- RECORDS PROVIDED:
* BEGIN *

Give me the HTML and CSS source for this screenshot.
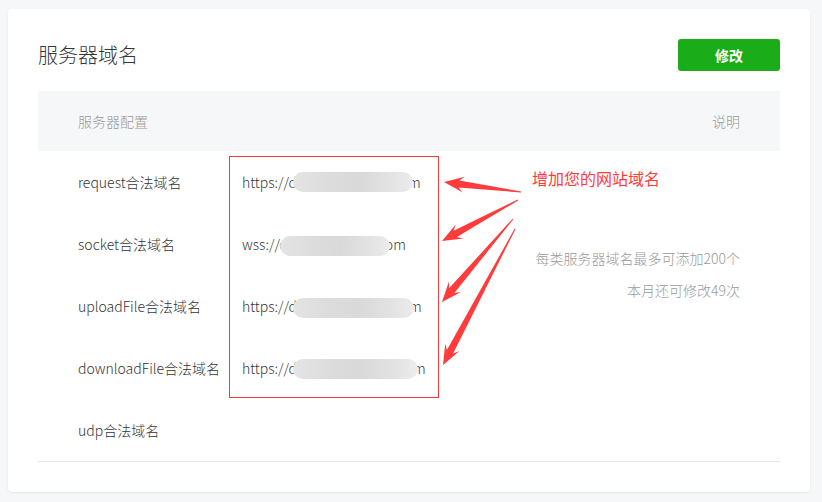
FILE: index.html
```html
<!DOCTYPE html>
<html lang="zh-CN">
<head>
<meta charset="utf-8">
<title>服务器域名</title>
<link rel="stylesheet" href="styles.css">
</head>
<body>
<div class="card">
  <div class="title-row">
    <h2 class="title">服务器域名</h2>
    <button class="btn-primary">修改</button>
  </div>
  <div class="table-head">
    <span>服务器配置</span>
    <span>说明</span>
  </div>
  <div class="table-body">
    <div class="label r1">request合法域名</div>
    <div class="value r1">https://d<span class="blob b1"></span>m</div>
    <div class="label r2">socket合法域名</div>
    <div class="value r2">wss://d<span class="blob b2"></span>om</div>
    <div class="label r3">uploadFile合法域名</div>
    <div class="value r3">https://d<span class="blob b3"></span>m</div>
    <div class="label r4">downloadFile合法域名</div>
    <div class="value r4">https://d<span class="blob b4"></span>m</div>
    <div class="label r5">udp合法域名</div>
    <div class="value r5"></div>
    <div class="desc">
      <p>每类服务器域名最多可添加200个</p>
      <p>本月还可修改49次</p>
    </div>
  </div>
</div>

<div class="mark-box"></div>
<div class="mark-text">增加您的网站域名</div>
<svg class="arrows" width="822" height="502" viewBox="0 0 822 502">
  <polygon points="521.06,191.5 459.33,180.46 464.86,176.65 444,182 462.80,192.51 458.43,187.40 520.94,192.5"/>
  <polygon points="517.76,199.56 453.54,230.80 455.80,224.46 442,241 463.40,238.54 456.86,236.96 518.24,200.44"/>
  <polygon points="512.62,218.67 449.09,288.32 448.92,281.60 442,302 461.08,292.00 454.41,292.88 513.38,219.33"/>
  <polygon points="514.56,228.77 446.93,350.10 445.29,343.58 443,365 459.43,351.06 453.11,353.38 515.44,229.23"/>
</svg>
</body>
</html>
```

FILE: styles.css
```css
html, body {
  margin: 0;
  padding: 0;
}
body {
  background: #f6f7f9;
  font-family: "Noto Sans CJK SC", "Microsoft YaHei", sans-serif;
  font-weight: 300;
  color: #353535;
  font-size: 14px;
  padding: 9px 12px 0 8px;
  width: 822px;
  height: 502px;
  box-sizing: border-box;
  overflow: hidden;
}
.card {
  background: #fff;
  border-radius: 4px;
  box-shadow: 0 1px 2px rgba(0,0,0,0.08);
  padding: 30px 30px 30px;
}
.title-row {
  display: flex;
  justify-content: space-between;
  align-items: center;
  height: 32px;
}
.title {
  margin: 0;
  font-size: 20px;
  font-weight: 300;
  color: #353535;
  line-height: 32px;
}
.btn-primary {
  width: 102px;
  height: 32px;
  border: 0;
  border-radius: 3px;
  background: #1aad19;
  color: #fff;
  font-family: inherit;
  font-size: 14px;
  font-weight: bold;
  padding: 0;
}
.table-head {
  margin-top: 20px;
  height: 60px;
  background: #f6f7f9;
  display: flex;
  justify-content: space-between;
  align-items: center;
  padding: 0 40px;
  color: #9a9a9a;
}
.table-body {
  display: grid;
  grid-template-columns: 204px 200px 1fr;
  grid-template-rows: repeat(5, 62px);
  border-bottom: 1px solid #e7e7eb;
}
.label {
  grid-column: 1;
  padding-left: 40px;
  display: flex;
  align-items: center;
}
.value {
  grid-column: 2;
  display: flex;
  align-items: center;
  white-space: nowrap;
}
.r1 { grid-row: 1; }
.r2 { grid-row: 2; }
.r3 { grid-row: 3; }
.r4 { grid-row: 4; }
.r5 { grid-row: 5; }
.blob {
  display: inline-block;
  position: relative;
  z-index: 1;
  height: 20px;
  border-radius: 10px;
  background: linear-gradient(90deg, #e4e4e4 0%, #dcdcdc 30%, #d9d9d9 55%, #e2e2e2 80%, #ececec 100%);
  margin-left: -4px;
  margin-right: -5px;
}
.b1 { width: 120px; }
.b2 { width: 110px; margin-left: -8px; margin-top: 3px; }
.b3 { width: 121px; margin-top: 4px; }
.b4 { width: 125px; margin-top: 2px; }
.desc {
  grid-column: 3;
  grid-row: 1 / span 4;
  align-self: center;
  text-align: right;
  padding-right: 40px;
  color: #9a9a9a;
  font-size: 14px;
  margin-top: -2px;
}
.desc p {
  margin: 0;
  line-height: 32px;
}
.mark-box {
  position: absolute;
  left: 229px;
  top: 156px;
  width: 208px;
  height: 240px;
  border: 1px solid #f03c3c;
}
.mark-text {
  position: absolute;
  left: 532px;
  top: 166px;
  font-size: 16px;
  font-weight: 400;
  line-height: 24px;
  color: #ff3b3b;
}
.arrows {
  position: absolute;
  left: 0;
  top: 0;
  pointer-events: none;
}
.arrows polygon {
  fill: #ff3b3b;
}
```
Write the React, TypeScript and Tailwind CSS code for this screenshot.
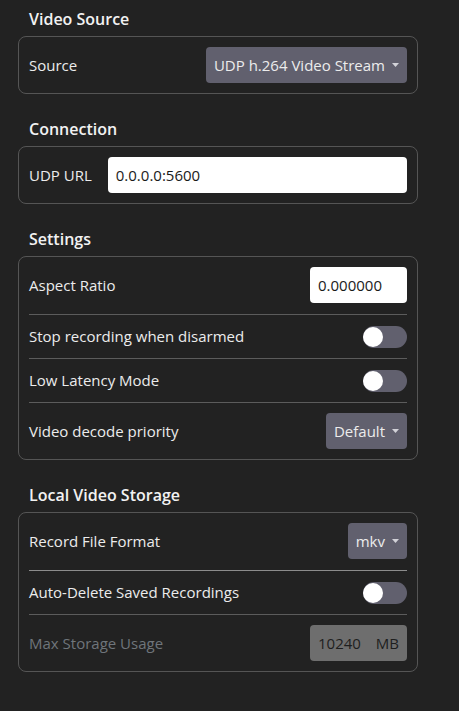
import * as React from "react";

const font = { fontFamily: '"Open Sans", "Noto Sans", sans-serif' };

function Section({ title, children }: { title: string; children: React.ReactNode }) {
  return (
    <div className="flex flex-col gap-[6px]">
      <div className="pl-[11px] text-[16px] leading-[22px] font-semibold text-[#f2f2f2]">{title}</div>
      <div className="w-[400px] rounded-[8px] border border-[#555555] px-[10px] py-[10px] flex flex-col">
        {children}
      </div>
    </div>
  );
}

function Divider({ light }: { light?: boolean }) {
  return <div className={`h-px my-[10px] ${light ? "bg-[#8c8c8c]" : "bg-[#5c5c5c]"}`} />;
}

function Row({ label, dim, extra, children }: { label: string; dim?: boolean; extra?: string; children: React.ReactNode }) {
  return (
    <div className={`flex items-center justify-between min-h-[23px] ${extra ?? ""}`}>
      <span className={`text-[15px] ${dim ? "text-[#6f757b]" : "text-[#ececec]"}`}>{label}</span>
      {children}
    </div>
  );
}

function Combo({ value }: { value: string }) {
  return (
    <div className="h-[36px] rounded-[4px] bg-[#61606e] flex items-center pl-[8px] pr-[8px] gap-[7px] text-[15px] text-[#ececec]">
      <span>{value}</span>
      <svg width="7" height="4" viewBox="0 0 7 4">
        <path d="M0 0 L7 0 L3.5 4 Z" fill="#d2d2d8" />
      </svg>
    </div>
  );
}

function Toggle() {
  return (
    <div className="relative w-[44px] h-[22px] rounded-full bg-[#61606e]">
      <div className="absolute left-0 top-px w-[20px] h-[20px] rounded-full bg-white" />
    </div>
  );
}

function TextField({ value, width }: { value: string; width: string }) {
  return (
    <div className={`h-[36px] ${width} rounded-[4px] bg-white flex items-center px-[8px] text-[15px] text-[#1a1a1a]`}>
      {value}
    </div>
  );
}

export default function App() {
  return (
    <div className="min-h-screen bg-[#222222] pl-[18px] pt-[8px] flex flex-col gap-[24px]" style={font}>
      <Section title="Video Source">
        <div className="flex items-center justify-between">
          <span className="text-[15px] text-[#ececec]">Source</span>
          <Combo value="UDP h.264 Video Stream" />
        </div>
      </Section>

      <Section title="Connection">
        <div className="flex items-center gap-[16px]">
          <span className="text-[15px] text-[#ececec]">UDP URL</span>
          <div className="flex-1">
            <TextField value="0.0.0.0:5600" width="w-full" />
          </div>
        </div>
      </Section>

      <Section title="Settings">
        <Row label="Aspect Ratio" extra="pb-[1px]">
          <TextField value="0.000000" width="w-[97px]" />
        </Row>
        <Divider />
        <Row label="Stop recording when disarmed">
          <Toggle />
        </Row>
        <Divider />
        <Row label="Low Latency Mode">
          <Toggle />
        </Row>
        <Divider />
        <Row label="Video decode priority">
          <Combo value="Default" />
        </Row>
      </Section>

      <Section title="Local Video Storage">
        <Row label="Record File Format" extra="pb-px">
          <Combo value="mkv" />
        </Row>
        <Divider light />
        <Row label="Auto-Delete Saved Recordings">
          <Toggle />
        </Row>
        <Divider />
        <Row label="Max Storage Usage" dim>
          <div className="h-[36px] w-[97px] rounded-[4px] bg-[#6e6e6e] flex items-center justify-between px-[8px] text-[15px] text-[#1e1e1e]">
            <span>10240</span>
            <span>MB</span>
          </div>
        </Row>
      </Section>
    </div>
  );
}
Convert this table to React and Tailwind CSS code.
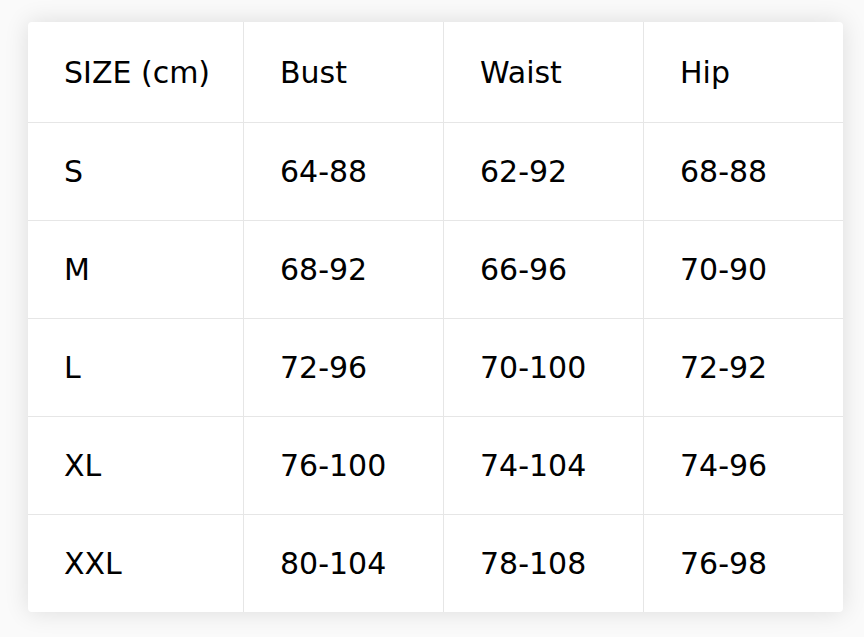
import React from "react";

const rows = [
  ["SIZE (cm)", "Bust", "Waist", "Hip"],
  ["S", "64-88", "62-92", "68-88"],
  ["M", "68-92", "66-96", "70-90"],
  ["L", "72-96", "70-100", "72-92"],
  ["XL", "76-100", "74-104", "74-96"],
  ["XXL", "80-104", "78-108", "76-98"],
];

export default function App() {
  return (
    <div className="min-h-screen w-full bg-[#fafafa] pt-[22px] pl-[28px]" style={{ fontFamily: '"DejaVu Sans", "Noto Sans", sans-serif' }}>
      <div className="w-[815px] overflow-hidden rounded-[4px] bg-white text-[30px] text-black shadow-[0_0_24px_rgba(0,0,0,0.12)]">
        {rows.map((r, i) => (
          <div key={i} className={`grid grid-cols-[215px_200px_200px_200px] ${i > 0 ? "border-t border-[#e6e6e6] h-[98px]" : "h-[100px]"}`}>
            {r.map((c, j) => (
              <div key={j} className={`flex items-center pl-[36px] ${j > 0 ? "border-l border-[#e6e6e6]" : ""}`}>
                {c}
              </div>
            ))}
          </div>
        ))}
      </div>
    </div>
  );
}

* END *

Retype only the lines from the one with "Convert this table" through the final line of the entries, please, and keep the pictures out.

Convert this table to React and Tailwind CSS code.
import React from "react";

const rows = [
  ["SIZE (cm)", "Bust", "Waist", "Hip"],
  ["S", "64-88", "62-92", "68-88"],
  ["M", "68-92", "66-96", "70-90"],
  ["L", "72-96", "70-100", "72-92"],
  ["XL", "76-100", "74-104", "74-96"],
  ["XXL", "80-104", "78-108", "76-98"],
];

export default function App() {
  return (
    <div className="min-h-screen w-full bg-[#fafafa] pt-[22px] pl-[28px]" style={{ fontFamily: '"DejaVu Sans", "Noto Sans", sans-serif' }}>
      <div className="w-[815px] overflow-hidden rounded-[4px] bg-white text-[30px] text-black shadow-[0_0_24px_rgba(0,0,0,0.12)]">
        {rows.map((r, i) => (
          <div key={i} className={`grid grid-cols-[215px_200px_200px_200px] ${i > 0 ? "border-t border-[#e6e6e6] h-[98px]" : "h-[100px]"}`}>
            {r.map((c, j) => (
              <div key={j} className={`flex items-center pl-[36px] ${j > 0 ? "border-l border-[#e6e6e6]" : ""}`}>
                {c}
              </div>
            ))}
          </div>
        ))}
      </div>
    </div>
  );
}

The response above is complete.